Implications: - The first Lock on a mutex with a waiter may pay a small treap-insertion cost. Subsequent waiters on the same mutex append to a list and avoid the treap walk. - The treap is protected by semaroots[].lock — a runtime mutex itself. Heavy contention on many different mutexes can briefly hit this root lock, but in practice Go shards the treap by address hash so this is rarely visible.


Why No Reentrancy

Russ Cox documented the rationale in https://github.com/golang/go/issues/4373 and elsewhere. The key argument:

A reentrant lock pretends that a function call inside another function is "the same code path," but it's not — invariants between lock acquisitions may not hold. Reentrant locking encourages the writer to assume "I have the lock, so the data is consistent," when in fact the outer function may be in the middle of a multi-step update that hasn't finished.

Non-reentrant mutexes force you to either: 1. Refactor so each method uses one explicit lock acquisition, or 2. Pass an "I already hold the lock" hint via an unexported xxxLocked method.

Both are clearer than the alternative. As a result, Go has no reentrant mutex in sync, and every attempt at one is rejected.

The runtime could implement reentrancy by storing the goroutine ID in the state word, but the Go team has consistently said no.


OS-Level Primitives: futex, ulock

When Semacquire actually parks the goroutine, the OS kernel may or may not be involved.

Linux: futex

runtime/lock_futex.go uses the Linux futex(2) syscall. The kernel provides a primitive: "if *addr == val, sleep until someone wakes us." Go's runtime is built on top.

A parked goroutine puts itself in a waiter list and parks the M (OS thread) on the futex.

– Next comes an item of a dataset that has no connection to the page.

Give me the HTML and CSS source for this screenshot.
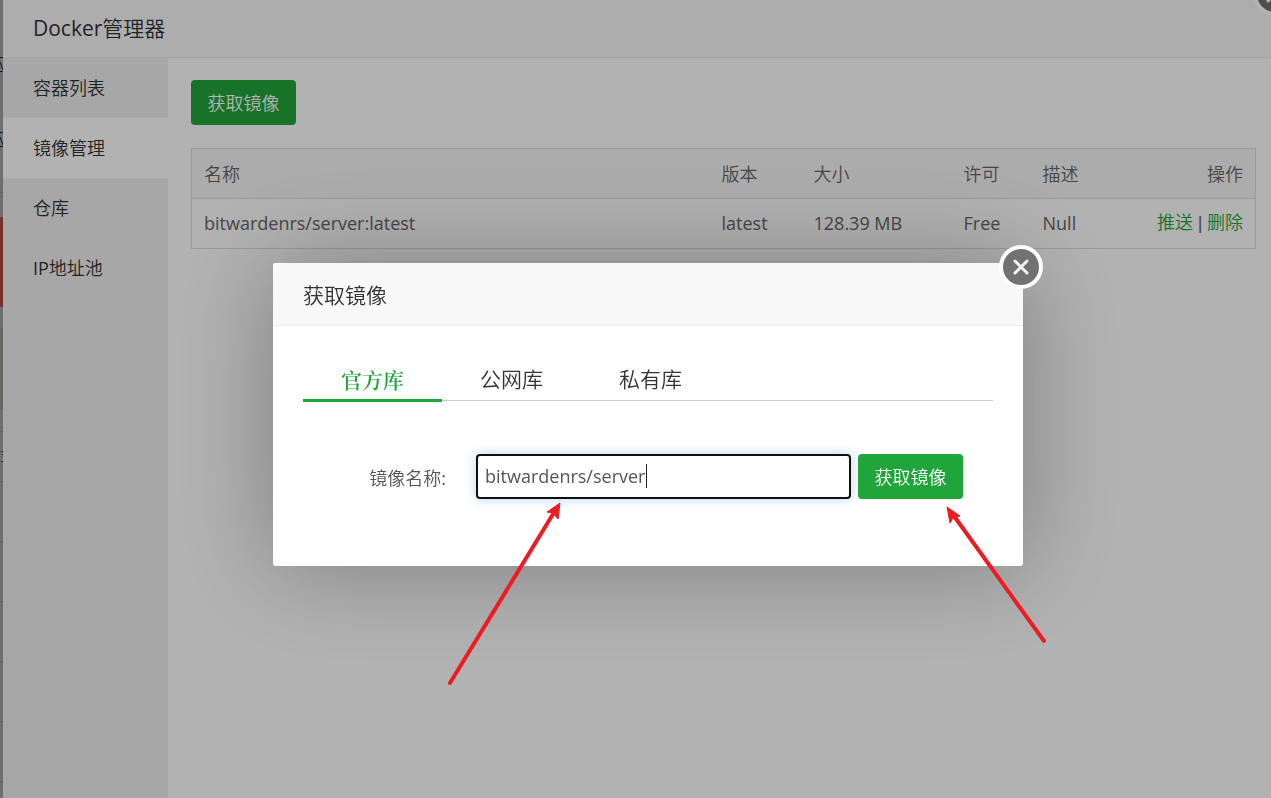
FILE: index.html
```html
<!DOCTYPE html>
<html lang="zh-CN">
<head>
<meta charset="utf-8">
<title>Docker管理器</title>
<link rel="stylesheet" href="styles.css">
</head>
<body>
<div class="page">
  <div class="backdrop" aria-hidden="true">
    <svg class="backdrop-art" width="3" height="798" viewBox="0 0 3 798">
      <path fill="#93a1ab" d="M0 57h3v15H0zM0 132h3v15H0z"/>
      <path fill="none" stroke="#222" d="M0 57.500h3M0 62l3 8M0 71.500h3M0 132.500h3M0 137l3 8M0 146.500h3"/>
      <path fill="#a8443f" d="M0 217h3v90H0z"/>
      <path fill="#8b9583" d="M0 328h3v81H0z"/>
      <path fill="none" stroke="#8c8c8c" d="M0 192.500h3M0 431.500h3M0 481.500h3M0 541.500h3M0 601.500h3M0 661.500h3M0 721.500h3M0 781.500h3"/>
      <path fill="none" stroke="#4a3020" d="M1 451.500h2M2 454.500h1M1 461.500h2"/>
    </svg>
  </div>
  <div class="panel">
    <header class="panel-header">
      <h1 class="panel-title">Docker管理器</h1>
      <button class="close panel-close" type="button" aria-label="关闭">
        <svg width="46" height="46" viewBox="0 0 46 46"><circle cx="23" cy="23" r="20" fill="#6f6f6f" stroke="#fff" stroke-width="4"/><path d="M16 16l14 14M30 16L16 30" stroke="#fff" stroke-width="3" stroke-linecap="round"/></svg>
      </button>
    </header>
    <div class="panel-body">
      <nav class="sidebar">
        <a class="side-item" href="#">容器列表</a>
        <a class="side-item active" href="#">镜像管理</a>
        <a class="side-item" href="#">仓库</a>
        <a class="side-item" href="#">IP地址池</a>
      </nav>
      <main class="content">
        <button class="btn" type="button">获取镜像</button>
        <table class="images">
          <colgroup><col class="c-name"><col class="c-version"><col class="c-size"><col class="c-license"><col class="c-desc"><col></colgroup>
          <thead>
            <tr><th>名称</th><th>版本</th><th>大小</th><th>许可</th><th>描述</th><th class="ops">操作</th></tr>
          </thead>
          <tbody>
            <tr><td>bitwardenrs/server:latest</td><td>latest</td><td>128.39 MB</td><td>Free</td><td>Null</td><td class="ops"><a href="#">推送</a> <span class="bar">|</span> <a href="#">删除</a></td></tr>
          </tbody>
        </table>
      </main>
    </div>
  </div>
</div>
<div class="overlay">
  <section class="modal" role="dialog" aria-labelledby="modal-title">
    <header class="modal-header"><h2 class="modal-title" id="modal-title">获取镜像</h2></header>
    <div class="modal-body">
      <div class="tabs" role="tablist">
        <button class="tab active" type="button" role="tab" aria-selected="true">官方库</button>
        <button class="tab" type="button" role="tab">公网库</button>
        <button class="tab" type="button" role="tab">私有库</button>
      </div>
      <form class="form">
        <label class="label" for="image-name">镜像名称:</label>
        <div class="field">
          <input class="input" id="image-name" type="text" value="bitwardenrs/server">
          <span class="caret"></span>
        </div>
        <button class="btn" type="button">获取镜像</button>
      </form>
    </div>
    <button class="close modal-close" type="button" aria-label="关闭">
      <svg width="46" height="46" viewBox="0 0 46 46"><circle cx="23" cy="23" r="20" fill="#727272" stroke="#fff" stroke-width="4"/><path d="M17 17l12 12M29 17L17 29" stroke="#f4f4f4" stroke-width="3" stroke-linecap="round"/></svg>
    </button>
    <svg class="arrows" width="780" height="430" viewBox="0 0 780 430" aria-hidden="true">
      <path d="M177 420L280 251M771 378L681 253" fill="none" stroke="#ed1c24" stroke-width="4" stroke-linecap="round"/>
      <path d="M287 240l-13 9 6 1 5 6zM674 244l3 16 3-5 7-2z" fill="#ed1c24" stroke="#ed1c24"/>
    </svg>
  </section>
</div>
</body>
</html>
```
FILE: styles.css
```css
* { box-sizing: border-box; }

body {
  margin: 0;
  overflow: hidden;
  color: #666;
  background: #fff;
  font: 18px/24px "Open Sans", "Noto Sans CJK SC DemiLight", "Noto Sans CJK SC", sans-serif;
}

button, input { font: inherit; }
a { text-decoration: none; }
h1, h2 { margin: 0; font-size: 21px; font-weight: 400; color: #333; }

.page { display: flex; min-height: 100vh; }
.backdrop { width: 3px; background: #a0a0a0; overflow: hidden; }
.backdrop-art { display: block; }

.panel { flex: 1; display: flex; flex-direction: column; position: relative; overflow: hidden; }
.panel-header {
  display: flex;
  align-items: center;
  height: 58px;
  padding: 0 30px 2px;
  background: #f8f8f8;
  border-bottom: 1px solid #eee;
}
.panel-body { flex: 1; display: flex; }

.sidebar { width: 165px; background: #f0f0f0; }
.side-item { display: block; padding: 18px 30px; color: #333; }
.side-item.active { background: #fff; }

.content { flex: 1; min-width: 0; padding: 22px 15px 22px 23px; }

.btn {
  width: 105px;
  height: 45px;
  padding: 0;
  color: #fff;
  background: #20a53a;
  border: 0;
  border-radius: 4px;
  font-weight: 500;
}

.images {
  width: 100%;
  margin-top: 23px;
  table-layout: fixed;
  border-collapse: collapse;
  border: 1px solid #ddd;
}
.images th, .images td { height: 50px; padding: 0 12px; text-align: left; font-weight: 400; border-bottom: 1px solid #ddd; }
.images th { background: #f6f6f6; }
.images td { padding-bottom: 2px; }
.images .ops { text-align: right; }
.images a { color: #20a53a; }
.bar { font-family: "Liberation Sans", sans-serif; }
.c-name { width: 518px; }
.c-version { width: 92px; }
.c-size { width: 150px; }
.c-license { width: 79px; }
.c-desc { width: 90px; }

.close { position: absolute; padding: 0; border: 0; background: none; line-height: 0; }
.panel-close { top: -29px; right: -27px; }
.modal-close { top: -19px; right: -21px; }

.overlay {
  position: fixed;
  inset: 0;
  display: flex;
  align-items: center;
  justify-content: center;
  padding: 31px 0 0 25px;
  background: rgba(0, 0, 0, .3);
}
.modal {
  position: relative;
  width: 750px;
  background: #fff;
  border-radius: 3px;
  box-shadow: 1px 1px 100px rgba(0, 0, 0, .3);
}
.modal-header { padding: 20px 30px 18px; background: #f8f8f8; border-bottom: 1px solid #eee; border-radius: 3px 3px 0 0; }
.modal-body { padding: 33px 30px 67px; }

.tabs { display: flex; border-bottom: 1px solid #ccc; }
.tab {
  width: 139px;
  height: 43px;
  margin-bottom: -2px;
  padding: 0 0 1px;
  color: #333;
  font-size: 21px;
  background: none;
  border: 0;
  border-bottom: 3px solid transparent;
}
.tab.active {
  color: #20a53a;
  border-color: #20a53a;
  font-family: "Noto Serif CJK SC", "Noto Serif SC", "Liberation Serif", "Noto Sans CJK SC", serif;
  font-weight: 600;
}

.form { display: flex; align-items: center; margin-top: 53px; padding-right: 30px; }
.label { width: 143px; margin-right: 30px; padding-top: 2px; text-align: right; color: #555; }
.field { position: relative; flex: 1; margin-right: 7px; }
.input {
  display: block;
  width: 100%;
  height: 45px;
  padding: 0 7px 2px;
  color: #555;
  background: #fff;
  border: 2px solid #101010;
  border-radius: 4px;
  outline: 0;
  box-shadow: 0 0 12px rgba(102, 175, 233, .5);
}
.caret { position: absolute; left: 170px; top: 10px; width: 1px; height: 24px; background: #222; }

.arrows { position: absolute; left: 0; top: 0; overflow: visible; pointer-events: none; }
```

When Semrelease runs, it does futex_wake to nudge the kernel, which wakes the M. The M then unparks the goroutine and schedules it.

Cost of a futex wakeup: a few microseconds of system call + scheduling.

macOS: __ulock_wait

Same idea, different syscall. __ulock_wait and __ulock_wake (private but stable).

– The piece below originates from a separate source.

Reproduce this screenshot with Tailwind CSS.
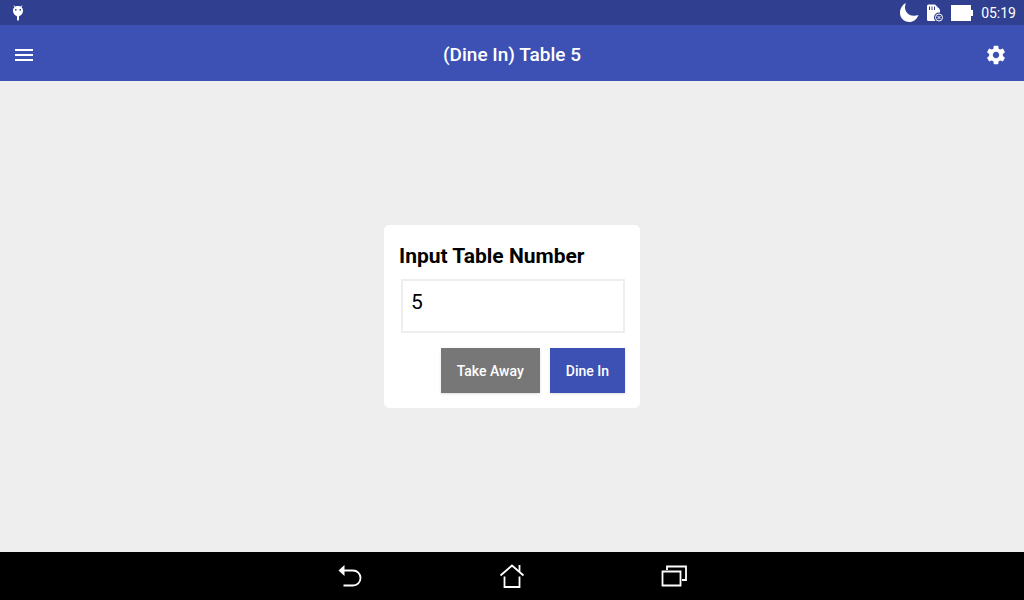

Windows: WaitOnAddress / WakeByAddressSingle

Same model, different name.

When the OS isn't involved

If the wait is brief, Go spins in user space and never calls the kernel. This is why uncontended Mutex ops are so cheap.


Memory-Model Effects of Lock/Unlock

Per the Go Memory Model (https://go.dev/ref/mem):

For any sync.Mutex or sync.RWMutex variable l and n < m, call n of l.Unlock() is synchronized before call m of l.Lock() returns.

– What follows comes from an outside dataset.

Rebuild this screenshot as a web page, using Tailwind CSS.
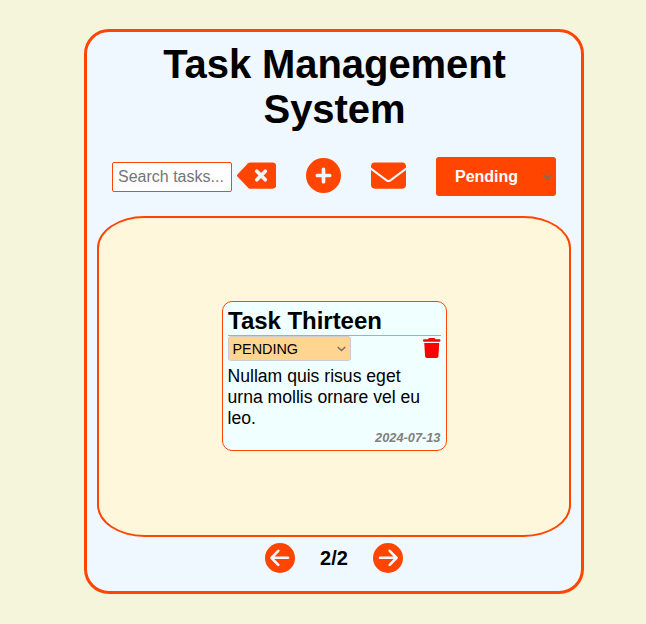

In plain English: writes performed before Unlock are visible to whatever reads after the next Lock. This is why the mutex is sufficient for ordering — you don't need explicit barriers.

For RWMutex:

For any call to l.RLock on a sync.RWMutex variable l, there is an n such that the l.RLock is synchronized after the n'th call to l.Unlock and the matching l.RUnlock is synchronized before the n+1'th call to l.Lock.

I.e., reads inside an RLock-RUnlock window see all writes from the previous writer Lock-Unlock cycle.

This guarantee is the reason mutexes work without your code needing memory barriers.


Worst-Case Behaviour and Pathologies

Thundering herd

When Unlock wakes one waiter (normal mode), only that waiter is unparked. There's no thundering herd — the runtime is intentional about waking just enough.

Convoying

A short critical section under heavy load can produce a "convoy": every goroutine queues, gets handed the lock, runs, releases, and the next goroutine immediately takes its place. Throughput becomes serialised. The cure is to reduce contention (sharding, atomics) or to allow more parallelism (RWMutex if reads dominate).

Priority inversion

Less of an issue in user-space goroutines because Go has no goroutine priorities. In kernel mutexes, priority inversion (low-priority holder, high-priority waiter, medium running) can be a concern. With Go, all goroutines are equal in the scheduler's eyes.

Lock spinning livelock

If two goroutines repeatedly spin and one keeps barging ahead, the parked waiter could starve in normal mode. The 1ms threshold for starvation mode prevents indefinite starvation but allows up to 1ms of unfairness.

False sharing

If two unrelated mutexes share a cache line, a write to one invalidates the cache line for the other, slowing both. Pad mutex-bearing structs to 64 bytes (_ [64]byte field) or place hot mutexes far apart in memory.


Summary

sync.Mutex is 8 bytes of state and a small amount of state-machine logic. Most calls take ~25ns and never touch the kernel. Under contention, Go's runtime adaptively spins, parks, and prefers throughput unless a waiter has waited > 1ms — then it switches to strict FIFO to bound latency. sync.RWMutex uses a writer mutex plus two semaphores and counter pairs to coordinate readers and writers.

The runtime guarantees the Go Memory Model: writes before Unlock are visible after the next Lock. This is the foundation everything else builds on.

You don't need to know any of this to write correct Go. But when you read a stack trace dropping into runtime.semacquire, or see "sync: unlock of unlocked mutex" in production, this knowledge tells you exactly what the runtime is doing and why.